Freezing point depression is a colligative property, meaning it depends on the number of solute particles in a solution rather than the type of particles. When a solute is dissolved in a solvent like water, it disrupts the solvent's structure, causing the freezing point to lower. This is particularly important in understanding how solutions behave, such as when adding sulfuric acid to water. The decrease in temperature at which the water will freeze is proportional to the molality of the solution and the van’t Hoff factor, which represents ion dissociation.

• The formula used for freezing point depression is \( \Delta T_f = i \cdot K_f \cdot m \), where \( \Delta T_f \) is the change in freezing point, \( i \) is the van't Hoff factor, \( K_f \) is the freezing point depression constant, and \( m \) is molality.
• In our sulfuric acid solution, the change in freezing point was observed to be \( -0.796 ^\circ \text{C} \).

Understanding freezing point depression helps us to grasp why solutions behave differently than pure solvents.

Sulfuric Acid Dissociation

When sulfuric acid (\( \text{H}_2\text{SO}_4 \)) is added to water, it dissociates into ions. However, this dissociation is not always complete. Typically, sulfuric acid can lose its first hydrogen ion (\( \text{H}^+ \)) relatively completely, forming \( \text{H}_3\text{O}^+ \) and \( \text{HSO}_4^- \). In more diluted solutions, the second ionization step may not occur as readily, demonstrating partial dissociation.
The van't Hoff factor, calculated in the exercise as approximately 2.06, suggests that the equilibrium lies more towards the first dissociation stage:

• \( \text{H}_2\text{SO}_4 \longrightarrow \text{H}_3\text{O}^+ + \text{HSO}_4^- \).
• This aligns with the observed value, as complete dissociation to \( 2 \text{H}_3\text{O}^+ \) and \( \text{SO}_4^{2-} \) would result in a factor closer to 3.

Ionization equilibrium is vital as it affects not just freezing points but also other colligative properties like boiling point elevation.

Molality

Molality (\( m \)) is a measure of solute concentration expressed in moles of solute per kg of solvent. It is particularly useful when dealing with colligative properties because it does not change with temperature fluctuations, unlike molarity, which is volume-based. In our sulfuric acid example, molality was used to calculate the changes in the freezing point.

• To find molality, first determine the number of moles of \( \text{H}_2\text{SO}_4 \). With 2 grams of \( \text{H}_2\text{SO}_4 \) and a molar mass of 98.08 g/mol, this yields approximately 0.0204 moles.
• The mass of the solvent (water) is 98 grams, which is 0.098 kg.

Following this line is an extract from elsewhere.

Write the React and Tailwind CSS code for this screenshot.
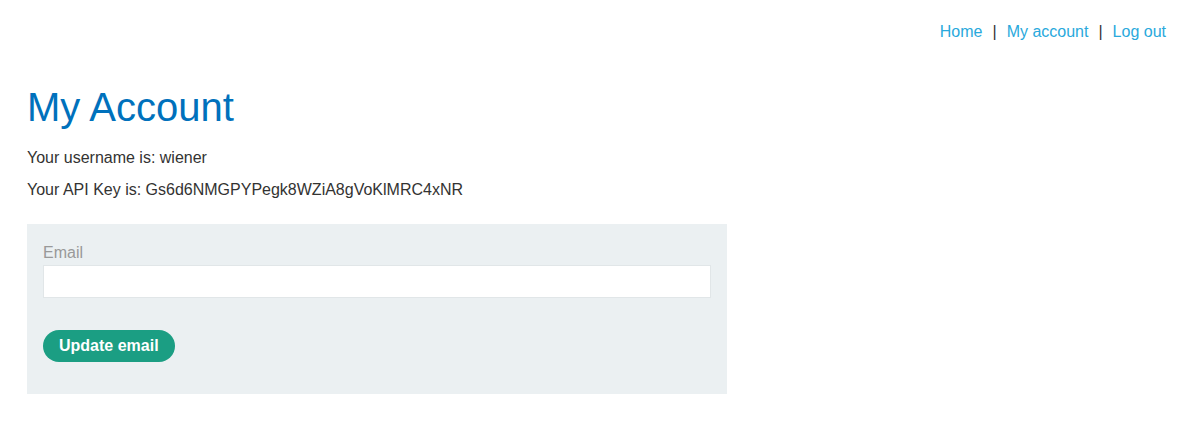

Thus, the molality of the sulfuric acid solution is about 0.208 mol/kg, which was crucial to calculating freezing point depression in the exercise.

Chemical Ionization Equilibria

Chemical ionization equilibria refer to the balance established between dissociated and undissociated forms of a compound in solution. This concept is especially relevant with strong acids, like sulfuric acid, which can dissociate into multiple ions. The van't Hoff factor provides insight into this equilibrium by indicating the effective number of solute particles.

• The partial dissociation reflected by a van't Hoff factor of 2.06 indicates that the equilibrium for sulfuric acid lies closer to the formation of \( \text{H}_3\text{O}^+ \) and \( \text{HSO}_4^- \).
• This means that not all molecules dissociate completely into ions, enabling the calculation of colligative properties to pinpoint approximate levels of dissociation.

Understanding ionization equilibria can help predict how substances influence various solution properties, such as electrical conductivity and freezing point depression, which are pivotal in chemical and industrial applications.